When I watch my nephew play, he seems to have an aura like Tiger Woods or Kobe Bryant out there on that Little League diamond: the whole personality of the game revolves around him; he’s the dominant player who can pull a magical shot out of his bag anytime his team needs one. And yet I’ve known this kid since he was born; I’ve changed his diapers, I’ve fed him, I’ve watched him grow from a toddler to a goofy 12-year-old kid who’s pretty normal in every way except that he’s really, really good at baseball. Nothing I know of his off-the-field personality would lead me to assign that "star player" personality to him on the field. And yet, when I watch him play, I do it, anyway. It seems to me that the on-the-field personality that I perceive in him is more an emergent property of the game, than of the person.
What does the future hold for him? Is that "big star" aura a persistent part of his personality, a trait that predestines him to a career in pro baseball?

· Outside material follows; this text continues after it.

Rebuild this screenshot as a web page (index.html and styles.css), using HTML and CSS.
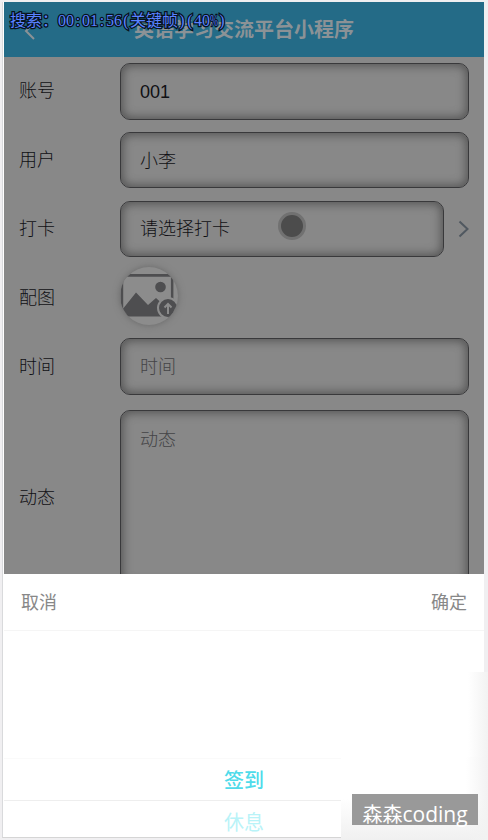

Or are these last few months of Little League the glory days of his life? Will he one day read Jordan’s A False Spring, and think, hey, that was me–I could throw that speedball by you, too, before that flaw of mine was revealed, and it all just fell apart?
I could make some prophecies. I feel their lives, their destinies spilling out before me. The denial of the one true path, played out on a world not their own, will end soon enough. Soon there will be four, glorious in awakening, struggling with the knowledge of their true selves. But the idea of "one true path" is a fiction created by human psychology. In real life, there’s a 10-month-old girl, taking her first steps towards her destination, a place unknowable until she gets there.